Tight ends: Pat McPherson
Coached tight ends for the Denver Broncos for two seasons (2007-08) after coaching the quarterbacks for four seasons (2003-06). His father, Bill, was a long-time coach and front-office man for the San Francisco 49ers. McPherson, 40, previously had coaching stints with the Broncos (offensive assistant 1999-2002; defensive assistant 1998); 49ers (defensive quality control 1996); and Bellarmine Prep (defensive coordinator 1994-97).
Linebackers: Ken Norton Jr.
The son of former heavyweight champion Ken Norton, it’s difficult to determine whether the younger Norton has left a bigger mark as a player or a coach. After averaging 8.8 yards rushing as a running back at Westchester (Calif.) High School, Norton, now 43, became a standout linebacker at UCLA and then in the NFL for the Dallas Cowboys and San Francisco 49ers – winning three Super Bowl rings and being voted to three Pro Bowls. Since becoming the linebackers coach at USC in 2004, Norton’s protégés have included the Seahawks’ Lofa Tatupu, as well as the Bengals’ Keith Rivers and Rey Maualuga, the Texans’ Brian Cushing, the Browns’ Kaluka Maiava and the Packers’ Clay Matthews.
Secondary: Jerry Gray
Like Norton, Gray, 47, had a Pro Bowl career before becoming a coach.
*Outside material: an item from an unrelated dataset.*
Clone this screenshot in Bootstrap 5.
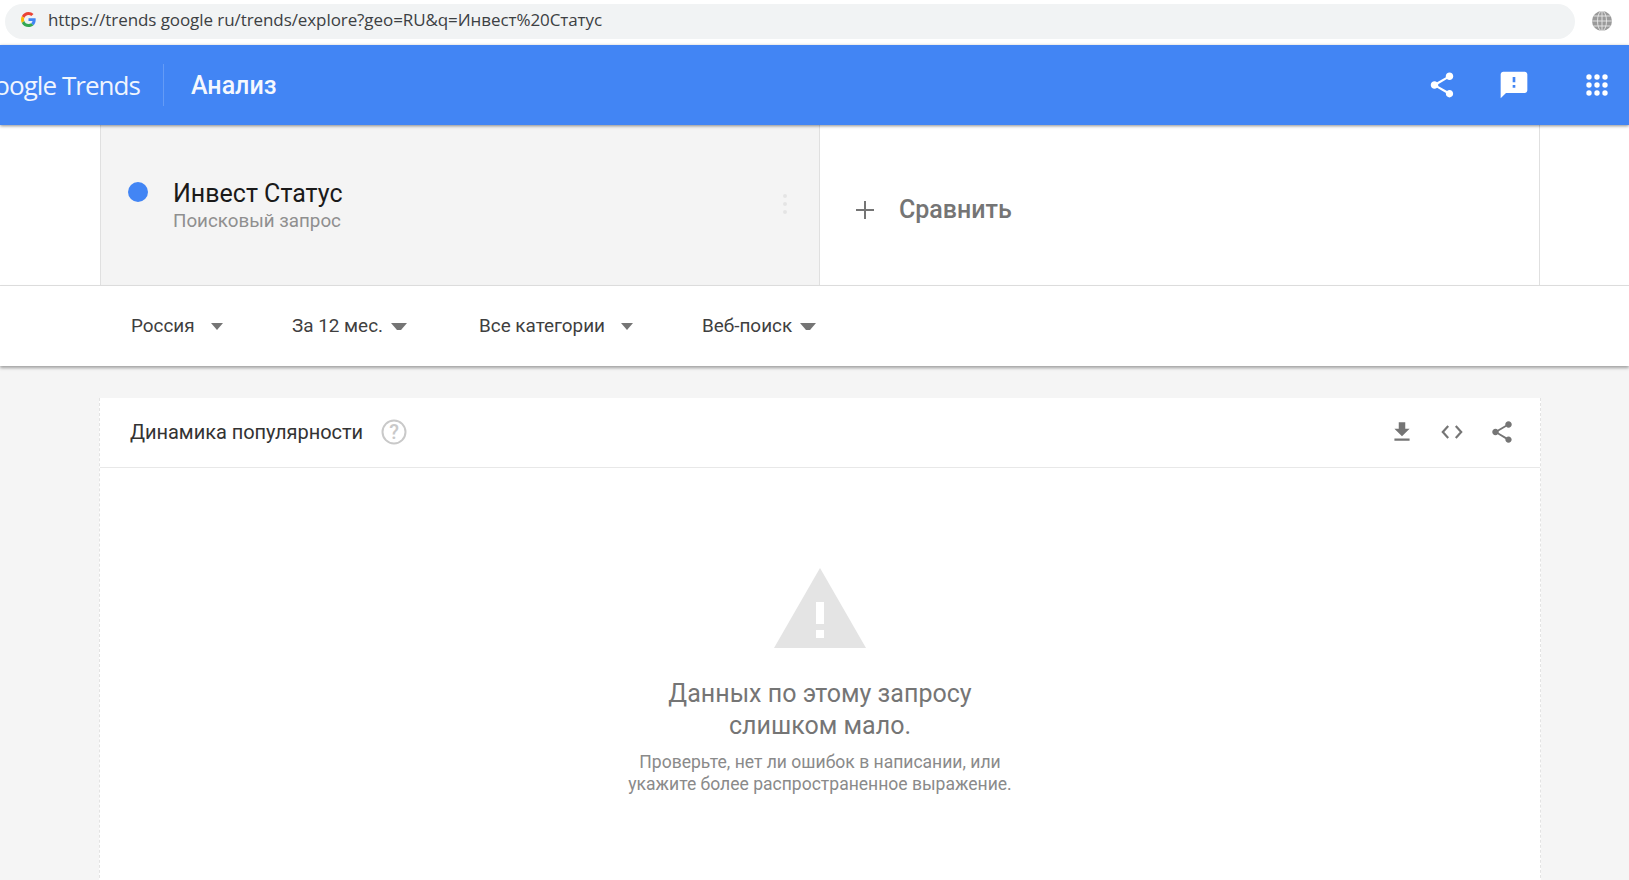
<!DOCTYPE html>
<html lang="ru">
<head>
<meta charset="utf-8">
<title>Google Trends</title>
<link href="https://cdn.jsdelivr.net/npm/bootstrap@5.3.0/dist/css/bootstrap.min.css" rel="stylesheet">
<style>
html,body{height:880px;overflow:hidden}
body{font-family:Roboto,"Liberation Sans",sans-serif;background:#f5f5f5;color:#212121}
.chrome-bar{height:45px;background:#fff;padding:3px 17px 6px 5px;gap:17px}
.url-pill{height:35px;background:#f1f3f4;border-radius:18px;padding:0 0 3px 16px;gap:12px;font:17px/1 "Open Sans","Liberation Sans",sans-serif;color:#3c4043;letter-spacing:-.08px}
.trend-head{height:80px;background:#4285f4;color:#fff;box-shadow:0 1px 3px rgba(0,0,0,.45);position:relative;z-index:3;padding-right:20px}
.logo-box{width:164px;height:42px;overflow:hidden;border-right:1px solid rgba(255,255,255,.18);padding-right:23px;white-space:nowrap}
.logo-txt{font:26px/1 "Open Sans","Liberation Sans",sans-serif;letter-spacing:-.95px;color:#fff;opacity:.92}
.head-title{font-size:25px;font-weight:500;margin-left:27px;line-height:1;opacity:.95}
.gap-chat{margin-left:41px}
.gap-apps{margin-left:55px}
.term-strip{height:161px;background:#fff;border-bottom:1px solid #e0e0e0;padding:0 89px 0 100px}
.term-cell{border-left:1px solid #e0e0e0}
.term-on{flex:0 0 719px;background:#f4f4f4;padding:54px 0 0 27px}
.term-off{flex:1 1 0;background:#fff;border-right:1px solid #e0e0e0;padding:10px 0 0 35px}
.term-dot{width:20px;height:20px;border-radius:50%;background:#4285f4;margin-top:3px}
.term-body{margin-left:25px}
.term-name{font-size:25px;line-height:30px;color:#1a1a1a}
.term-sub{font-size:18.8px;line-height:25px;color:#8f8f8f}
.compare{font-size:25px;font-weight:500;color:#757575;margin-left:24px}
.menu-dots{padding:12px 31px 0 0;margin-left:auto}
.filter-strip{height:80px;background:#fff;box-shadow:0 2px 3px rgba(0,0,0,.35);padding:1px 0 0 131px;position:relative;z-index:2;font-size:18.9px;color:#3f3f3f}
.filter-pick{display:flex;align-items:center}
.caret-down{width:0;height:0;border-left:6px solid transparent;border-right:6px solid transparent;border-top:7px solid #757575}
.w1{width:161px}.w2{width:187px}.w3{width:223px}
.trend-card{margin:32px 88px 0 99px;height:500px;background:#fff;border-left:1px dashed #e3e3e3;border-right:1px dashed #e3e3e3}
.trend-card-head{height:70px;border-bottom:1px solid #e8e8e8;padding:0 25px 2px 30px}
.card-title{font-size:20px;color:#333;letter-spacing:-.04px}
.card-ico{gap:24px}
.help-ico{margin-left:18px}
.empty-box{padding-top:100px;text-align:center}
.empty-main{font-size:25px;line-height:32px;color:#757575;margin-top:30px;letter-spacing:.02px}
.empty-note{font-size:17.55px;line-height:22px;color:#8a8a8a;margin-top:9px}
</style>
</head>
<body>
<div class="chrome-bar d-flex align-items-center">
  <div class="url-pill flex-grow-1 d-flex align-items-center">
    <svg width="15" height="15" viewBox="0 0 48 48"><path fill="#EA4335" d="M24 9.500c3.500 0 6.700 1.200 9.200 3.600l6.900-6.900C35.900 2.400 30.500 0 24 0 14.600 0 6.500 5.400 2.600 13.200l8 6.200C12.500 13.700 17.800 9.500 24 9.500z"/><path fill="#4285F4" d="M47 24.500c0-1.600-.1-3.100-.4-4.500H24v9h12.900c-.6 3-2.200 5.500-4.700 7.200l7.700 6C44.400 38.100 47 31.900 47 24.500z"/><path fill="#FBBC05" d="M10.500 28.600c-.5-1.400-.8-3-.8-4.600s.3-3.200.8-4.600l-8-6.200C.9 16.500 0 20.100 0 24s.9 7.500 2.600 10.800l7.900-6.200z"/><path fill="#34A853" d="M24 48c6.500 0 11.900-2.100 15.900-5.800l-7.700-6c-2.100 1.400-4.900 2.300-8.200 2.300-6.200 0-11.500-4.200-13.400-9.900l-8 6.200C6.500 42.600 14.600 48 24 48z"/></svg>
    <span>https://trends google ru/trends/explore?geo=RU&amp;q=Инвест%20Статус</span>
  </div>
  <svg width="20" height="20" viewBox="0 0 20 20" fill="none" stroke="#e8e8e8" stroke-width=".9"><circle cx="10" cy="10" r="10" fill="#9a9a9a" stroke="none"/><ellipse cx="10" cy="10" rx="4.500" ry="10"/><path d="M10 0v20M0 10h20M1.500 5h17M1.500 15h17"/></svg>
</div>

<header class="trend-head d-flex align-items-center">
  <div class="logo-box d-flex align-items-center justify-content-end"><span class="logo-txt">Google Trends</span></div>
  <div class="head-title">Анализ</div>
  <div class="ms-auto d-flex align-items-center">
    <svg width="30" height="30" viewBox="0 0 24 24" fill="#fff"><path d="M18 16.080c-.76 0-1.440.3-1.960.77L8.910 12.700c.05-.23.090-.46.090-.7s-.040-.47-.090-.7l7.050-4.110c.54.5 1.250.81 2.040.81 1.660 0 3-1.340 3-3s-1.340-3-3-3-3 1.340-3 3c0 .24.040.47.090.7L8.040 9.810C7.500 9.310 6.790 9 6 9c-1.660 0-3 1.340-3 3s1.340 3 3 3c.79 0 1.500-.31 2.040-.81l7.120 4.160c-.05.21-.080.43-.080.65 0 1.610 1.310 2.920 2.920 2.920s2.920-1.310 2.920-2.920-1.310-2.920-2.920-2.920z"/></svg>
    <svg class="gap-chat" width="32" height="32" viewBox="0 0 24 24" fill="#fff"><path d="M20 2H4c-1.100 0-2 .9-2 2v18l4-4h14c1.100 0 2-.9 2-2V4c0-1.100-.9-2-2-2zm-7 12h-2v-2h2v2zm0-4h-2V6h2v4z"/></svg>
    <svg class="gap-apps" width="24" height="24" viewBox="0 0 24 24" fill="#fff"><circle cx="4" cy="4" r="2.700"/><circle cx="12" cy="4" r="2.700"/><circle cx="20" cy="4" r="2.700"/><circle cx="4" cy="12" r="2.700"/><circle cx="12" cy="12" r="2.700"/><circle cx="20" cy="12" r="2.700"/><circle cx="4" cy="20" r="2.700"/><circle cx="12" cy="20" r="2.700"/><circle cx="20" cy="20" r="2.700"/></svg>
  </div>
</header>

<section class="term-strip d-flex">
  <div class="term-cell term-on d-flex">
    <div class="term-dot"></div>
    <div class="term-body">
      <div class="term-name">Инвест Статус</div>
      <div class="term-sub">Поисковый запрос</div>
    </div>
    <div class="menu-dots"><svg width="6" height="22" viewBox="0 0 6 22" fill="#e4e4e4"><circle cx="3" cy="3" r="2"/><circle cx="3" cy="11" r="2"/><circle cx="3" cy="19" r="2"/></svg></div>
  </div>
  <div class="term-cell term-off d-flex align-items-center">
    <svg width="20" height="20" viewBox="0 0 20 20" fill="#757575"><path d="M9 1h2v18H9zM1 9h18v2H1z"/></svg>
    <span class="compare">Сравнить</span>
  </div>
</section>

<nav class="filter-strip d-flex align-items-center">
  <div class="filter-pick w1"><span>Россия</span><span class="caret-down ms-3"></span></div>
  <div class="filter-pick w2"><span>За 12 мес.</span><span class="caret-down ms-2 ps-1"></span></div>
  <div class="filter-pick w3"><span>Все категории</span><span class="caret-down ms-3"></span></div>
  <div class="filter-pick"><span>Веб-поиск</span><span class="caret-down ms-2 ps-1"></span></div>
</nav>

<main class="trend-card">
  <div class="trend-card-head d-flex align-items-center">
    <span class="card-title">Динамика популярности</span>
    <svg class="help-ico" width="26" height="26" viewBox="0 0 26 26" fill="none"><circle cx="13" cy="13" r="11.500" stroke="#c9c9c9" stroke-width="2"/><text x="13" y="20" font-family="Roboto,sans-serif" font-size="20" font-weight="500" text-anchor="middle" fill="#c9c9c9">?</text></svg>
    <div class="ms-auto d-flex align-items-center card-ico">
      <svg width="26" height="26" viewBox="0 0 24 24" fill="#757575"><path d="M19 9h-4V3H9v6H5l7 7 7-7zM5 18v2h14v-2H5z"/></svg>
      <svg width="26" height="26" viewBox="0 0 24 24" fill="none" stroke="#757575" stroke-width="2"><path d="M8.500 6.500 3.500 12l5 5.500M15.500 6.500l5 5.500-5 5.500"/></svg>
      <svg width="26" height="26" viewBox="0 0 24 24" fill="#757575"><path d="M18 16.080c-.76 0-1.440.3-1.960.77L8.910 12.700c.05-.23.090-.46.090-.7s-.040-.47-.090-.7l7.050-4.110c.54.5 1.250.81 2.040.81 1.660 0 3-1.340 3-3s-1.340-3-3-3-3 1.340-3 3c0 .24.040.47.090.7L8.040 9.810C7.500 9.310 6.790 9 6 9c-1.660 0-3 1.340-3 3s1.340 3 3 3c.79 0 1.500-.31 2.040-.81l7.120 4.160c-.05.21-.080.43-.080.65 0 1.610 1.310 2.920 2.920 2.920s2.920-1.310 2.920-2.920-1.310-2.920-2.920-2.920z"/></svg>
    </div>
  </div>
  <div class="empty-box">
    <svg width="92" height="80" viewBox="0 0 92 80" class="d-block mx-auto" fill="#e4e4e4"><path fill-rule="evenodd" d="M46 0 92 80H0zM42 34v22h8V34zM42 62v8h8v-8z"/></svg>
    <div class="empty-main">Данных по этому запросу<br>слишком мало.</div>
    <div class="empty-note">Проверьте, нет ли ошибок в написании, или<br>укажите более распространенное выражение.</div>
  </div>
</main>
</body>
</html>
A first-round draft choice in 1985 out of Texas, Gray played for the Los Angeles Rams (1985-91), Houston Oilers (1992) and Tampa Bay Buccaneers (1993). He has been the defensive coordinator for the Buffalo Bills (2001-05) and also coached for the Tennessee Titans (1997-2000) and Washington Redskins (2006-09) after coaching at Southern Methodist (1995-96).
He also has coached tight ends, linebackers and safeties in college, but Schneider, 38, has always coached special teams. He broke into coaching at Colorado State (1994-2002), his alma mater, before moving to UCLA (2003-05) and Iowa State (2006). He coached special teams for the Oakland Raiders (2007-08) before joining Carroll’s staff at USC last season.